There has been some visible de-escalation since, but the domestic compulsions, weighed down by regional faultlines, could still spark violence at the LoC. On the face of it, the foreign ministers of both countries have made friendly and conciliatory noises. Pakistan’s attractive and articulate Hina Rabbani Khar offered to talk with her Indian counterpart, Salman Khurshid, to sort out the issue. Khurshid appeared tempted to accept the invitation, but seemed to have been restrained by the political leadership. However, he was critical of the jingoism peddled by the media and asserted that the dialogue between the two countries was back on track.

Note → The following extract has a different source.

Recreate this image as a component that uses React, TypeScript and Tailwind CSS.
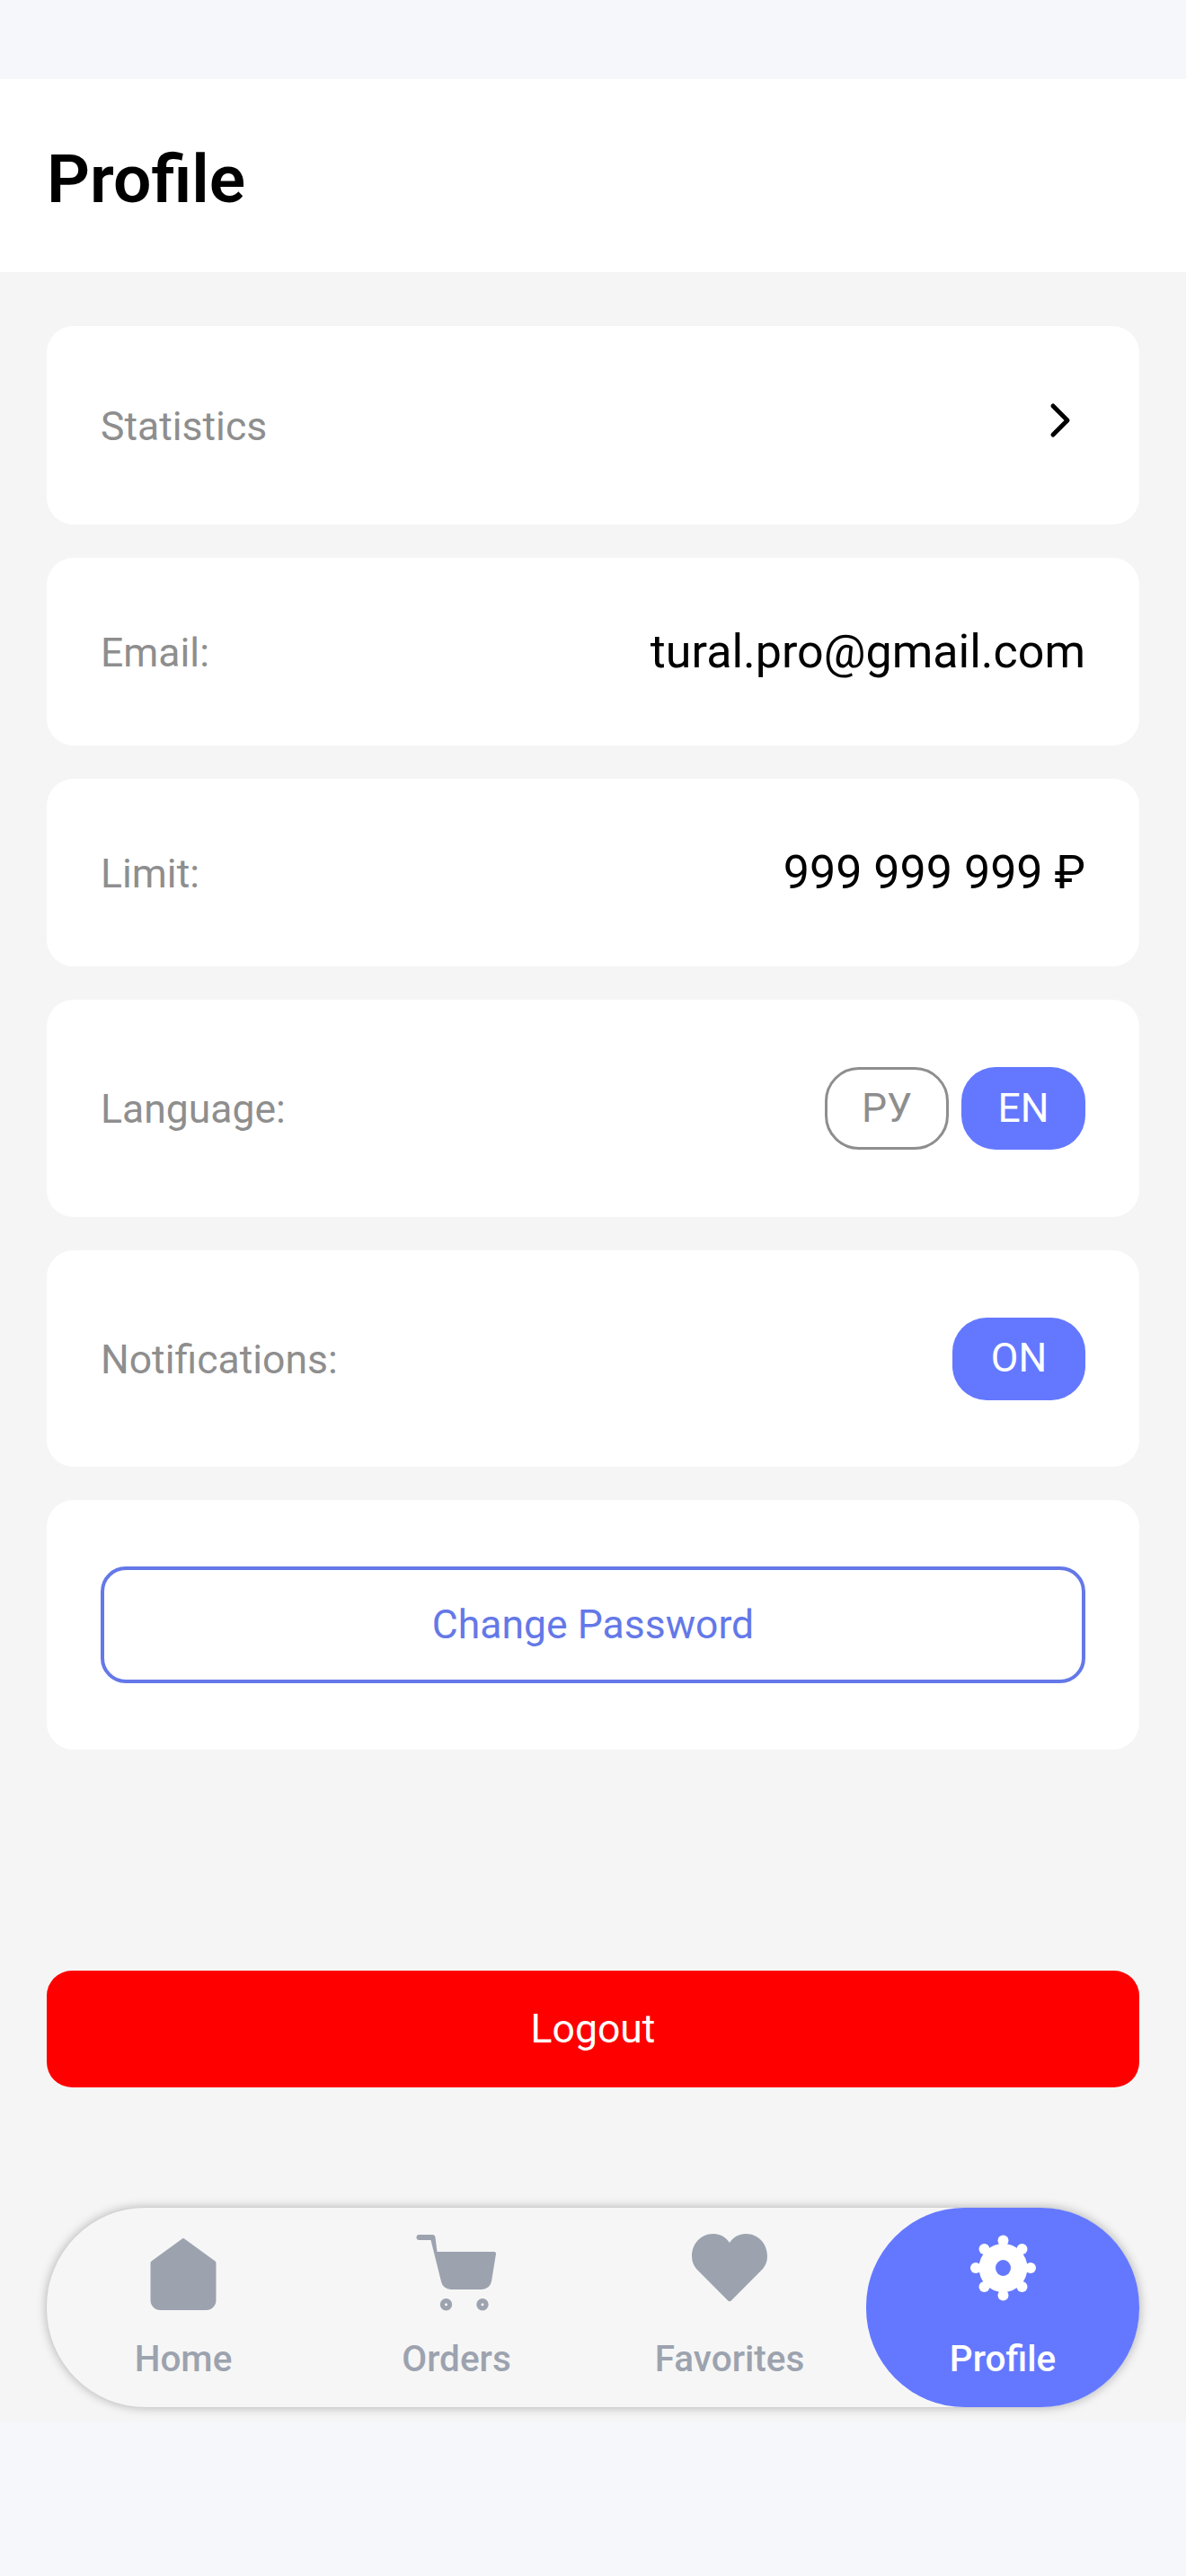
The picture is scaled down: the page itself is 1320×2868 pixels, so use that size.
const BLUE = 'bg-[#6478ff]';

function Card({ label, children, height }: { label: string; children: React.ReactNode; height: string }) {
  return (
    <div className={`flex items-center justify-between rounded-[30px] bg-white px-[60px] ${height}`}>
      <span className="pt-[3px] text-[44.5px] leading-none text-[#8e8e8e]">{label}</span>
      {children}
    </div>
  );
}

function Pill({ text, active, width }: { text: string; active?: boolean; width: string }) {
  return (
    <div
      className={
        active
          ? `flex h-[92px] items-center justify-center rounded-[38px] text-[44.5px] text-white ${BLUE} ${width}`
          : `flex h-[92px] items-center justify-center rounded-[38px] border-[3px] border-[#8e8e8e] text-[44.5px] text-[#8e8e8e] ${width}`
      }
    >
      {text}
    </div>
  );
}

function HomeIcon() {
  return (
    <svg width="96" height="92" viewBox="0 0 96 92" fill="#9ca3af">
      <path d="M46.5 8.8a2.2 2.2 0 0 1 3 0L83.5 33.5a3 3 0 0 1 1 2.2V77a11 11 0 0 1-11 11h-51a11 11 0 0 1-11-11V35.7a3 3 0 0 1 1-2.2Z" />
    </svg>
  );
}

function CartIcon() {
  return (
    <svg width="96" height="92" viewBox="0 0 96 92" fill="#9ca3af">
      <path d="M6.5 4H21a3.500 3.500 0 0 1 3.500 3L26.500 23H90a2.200 2.200 0 0 1 2 2.500L87 56a11 11 0 0 1-11 9H42a11 11 0 0 1-11-9L19.500 10H6.500a3 3 0 0 1 0-6Z" />
      <path fillRule="evenodd" d="M36.5 75a6.700 6.700 0 1 0 0 13.400a6.700 6.700 0 1 0 0-13.400Zm0 5.200a1.500 1.500 0 1 1 0 3a1.500 1.500 0 1 1 0-3Z" />
      <path fillRule="evenodd" d="M77 75a6.700 6.700 0 1 0 0 13.400a6.700 6.700 0 1 0 0-13.400Zm0 5.200a1.500 1.500 0 1 1 0 3a1.500 1.500 0 1 1 0-3Z" />
    </svg>
  );
}

function HeartIcon() {
  return (
    <svg width="96" height="92" viewBox="0 0 96 92" fill="#9ca3af">
      <path d="M48 13C44 6.500 37 3 30 3C16 3 6 14 6 28C6 34 8 38 11 42L45.800 77a3 3 0 0 0 4.400 0L85 42C88 38 90 34 90 28C90 14 80 3 66 3C59 3 52 6.500 48 13Z" />
    </svg>
  );
}

function GearIcon() {
  return (
    <svg width="96" height="92" viewBox="0 0 96 92" fill="#ffffff">
      <circle cx="48.500" cy="41" r="27" />
      <circle cx="48.500" cy="10.500" r="6" />
      <circle cx="48.500" cy="71.500" r="6" />
      <circle cx="18" cy="41" r="6" />
      <circle cx="79" cy="41" r="6" />
      <circle cx="27.500" cy="20" r="6" />
      <circle cx="69.500" cy="20" r="6" />
      <circle cx="27.500" cy="62" r="6" />
      <circle cx="69.500" cy="62" r="6" />
      <ellipse cx="48.500" cy="41" rx="8.500" ry="9" fill="#6478ff" />
    </svg>
  );
}

const tabs = [
  { label: 'Home', icon: <HomeIcon /> },
  { label: 'Orders', icon: <CartIcon /> },
  { label: 'Favorites', icon: <HeartIcon /> },
  { label: 'Profile', icon: <GearIcon />, active: true },
];

export default function App() {
  return (
    <main className="flex h-[2868px] flex-col bg-[#f5f7fb] font-['Roboto',sans-serif]">
      <div className="h-[88px]" />

      <header className="flex h-[215px] items-center bg-white px-[52px] pt-[8px]">
        <h1 className="text-[75px] font-semibold leading-none text-black">Profile</h1>
      </header>

      <div className="flex h-[2393px] flex-col bg-[#f5f5f5] px-[52px] pt-[60px]">
        <div className="flex flex-col gap-[37px]">
          <Card label="Statistics" height="h-[221px]">
            <svg width="48" height="48" viewBox="0 0 48 48" fill="none" className="mb-3">
              <path d="M12 8L28 24L12 40" stroke="#000" strokeWidth="5" strokeLinecap="round" strokeLinejoin="round" />
            </svg>
          </Card>

          <Card label="Email:" height="h-[209px]">
            <span className="text-[52px] leading-none text-black">tural.pro@gmail.com</span>
          </Card>

          <Card label="Limit:" height="h-[209px]">
            <span className="text-[52px] leading-none text-black">999 999 999 ₽</span>
          </Card>

          <Card label="Language:" height="h-[242px]">
            <div className="flex gap-[14px]">
              <Pill text="РУ" width="w-[138px]" />
              <Pill text="EN" active width="w-[138px]" />
            </div>
          </Card>

          <Card label="Notifications:" height="h-[241px]">
            <Pill text="ON" active width="w-[148px]" />
          </Card>

          <div className="rounded-[30px] bg-white px-[60px] py-[74px]">
            <div className="flex h-[130px] items-center justify-center rounded-[28px] border-4 border-[#6478e8] text-[44.5px] text-[#6478e8]">
              Change Password
            </div>
          </div>
        </div>

        <button className="mt-[246px] flex h-[130px] items-center justify-center rounded-[28px] bg-[#ff0000] text-[44.5px] text-white">
          Logout
        </button>

        <nav className="mt-[134px] grid h-[222px] grid-cols-4 rounded-[110px] bg-[#f6f6f6] shadow-[0_0_12px_rgba(0,0,0,0.3)]">
          {tabs.map((tab) => (
            <div
              key={tab.label}
              className={
                tab.active
                  ? `flex flex-col items-center rounded-[110px] pt-[26px] ${BLUE}`
                  : 'flex flex-col items-center rounded-[110px] pt-[26px]'
              }
            >
              {tab.icon}
              <span
                className={
                  tab.active
                    ? 'mt-[20px] text-[40.5px] font-medium leading-[60px] text-white'
                    : 'mt-[20px] text-[40.5px] font-medium leading-[60px] text-[#9ca3af]'
                }
              >
                {tab.label}
              </span>
            </div>
          ))}
        </nav>
      </div>
    </main>
  );
}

The threat to peace remains as the two countries head for elections. Political parties will figure out what works for them better: war or peace. If the discussion at the Congress’s Chintan Shivir is anything to go by, the party leaders want a tough stance towards Pakistan so that the BJP does not run away with this issue, claiming across the country that the Congress is incapable of looking after national security. This threat looms ominously as the Congress seriously takes on the challenge of the BJP and RSS, which seem cramped by a fratricidal power struggle on the one hand and allegations of supporting rightwing terror against the Muslims, on the other. Confronted by a serious existential crisis, the BJP could revive its communal campaign by rebuilding the links between radical Islam and the threat from Pakistan. Tough times ahead!